Exhaustive Study Notes on Data Engineering in Professional Sports

Introduction and Overview

  • Greetings and acknowledgment of the audience and participants.

    • Mention of Southwest Research Institute and their presence in the coming days.

    • Introduction of Tegan Ashby, director of software engineering at the Philadelphia Phillies.

Background of Speaker: Tegan Ashby

  • Leading application development and data engineering for the Phillies.

  • Experienced in professional sports analytics.

  • Asserts importance of data engineering before hiring data scientists.

Importance of Data Engineering

  • Suggests that the first technical hire should be a data engineer.

  • Explanation of the rationale behind this hiring strategy:

    • Emphasizes that data engineering lays the foundation for analytics success.

    • Underlines the role of data engineers in unifying data, ensuring reliability, and delivering actionable insights.

Structure of the Philadelphia Phillies Software Engineering Department

  • Overview of the organization:

    • Three core teams: application development, data engineering, infrastructure.

    • Two cross-functional teams: Machine Learning (ML) platform and applied biomechanics.

    • Total of approximately two dozen engineers.

  • Main goal: "Turn data into information into action."

Historical Context of Analytics in the Phillies

  • Recognition as the biggest losers in professional sports history and the last team in MLB to fully embrace analytics.

    • Reference to a 2015 ESPN analytics ranking where the Phillies ranked last.

  • The journey from a skeptical stance on analytics to becoming a leading analytics department in MLB.

  • Importance of learning from past failures and recognizing the need for engineering fundamentals.

Establishing an Analytics Framework

  • The Gift of Hindsight: Learning from prior failures to create robust engineering practices.

  • Principal goals shared across organizations involved in sports analytics:

    • Gaining competitive advantage.

    • Providing actionable insights based on data to enhance performance.

Key Responsibilities of the Data Engineer

  • Role and responsibilities discussed in depth:

    • Unifying data sources.

    • Ensuring data reliability.

    • Delivering insights through user-friendly tools.

  • Emphasis on the essential nature of incorporating engineering early on in the analytics process.

Common Pitfalls in Data Management

  • A storytelling approach to common initial pitfalls:

    • Disorganized data ingestion methods (using PDFs, various formats without a schema).

    • Slow processing of data and mislabeling issues resulting in unreliable reports.

    • Need for integration between analytics and operational systems.

  • Realization that the existence of data does not equate to actionable insights.

Data Hierarchy of Needs

  • The Pyramid Model of Data Requirements:

    • Engineering as the base layer of the hierarchy: Explore, Transform, Move, Store, Collect.
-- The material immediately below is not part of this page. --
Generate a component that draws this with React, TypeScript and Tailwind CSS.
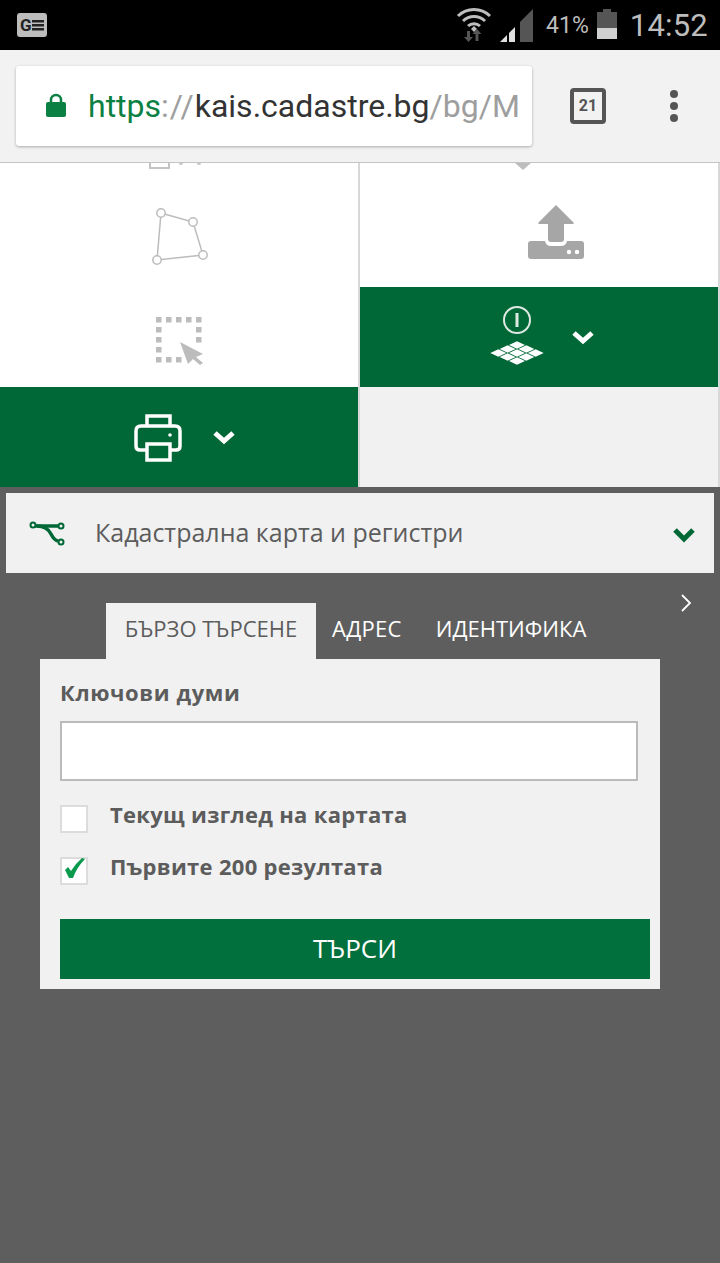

    • Analytics (including machine learning) as the upper layer, dependent upon the stability of the lower foundational layers.

Data Flow and Lifecycle Stages

  • Breakdown of the data lifecycle:

    • Data Generation: Sourcing data from competitions, tracking sessions, etc.

    • Data Storage and Processing:

    • Application databases (e.g., MySQL, Postgres).

    • Transition to using data warehouses (e.g., BigQuery, Snowflake) for complex data needs.

    • Pipelines Management (ETL and ELT processes): Automation to streamline data workflows and minimize errors.

Concepts Relevant to Data Engineering

  • DAG (Directed Acyclic Graph): Explained as a model for workflow management.

    • Contains components like scheduling, task management, dependencies, and callbacks.

  • Serving Layer and its Impact:

    • Focus on delivering insights effectively to end users (coaches, athletes).

    • Importance of APIs for data accessibility.

Hiring Strategy for Data Engineers

  • Insights on selecting the right candidates:

    • Need for technical competency in Python, SQL, cloud data warehouses, and orchestration tools.

    • Discussion of roles and skills necessary for technical hires to avoid burdening analysts and data scientists with engineering tasks.

Technical Considerations for Startups

  • Evaluation of utilizing foundational tools:

    • Importance of starting with a simple system and incrementally upgrading.

    • Concerns around over-engineering, especially for small teams.

Closing Remarks

  • Reinforcement of essential takeaways:

    • Data is pivotal for performance in high-caliber sports; its value must precede data management and engineering practices.

    • Foundation-building is paramount to the growth of analytics operations & insights.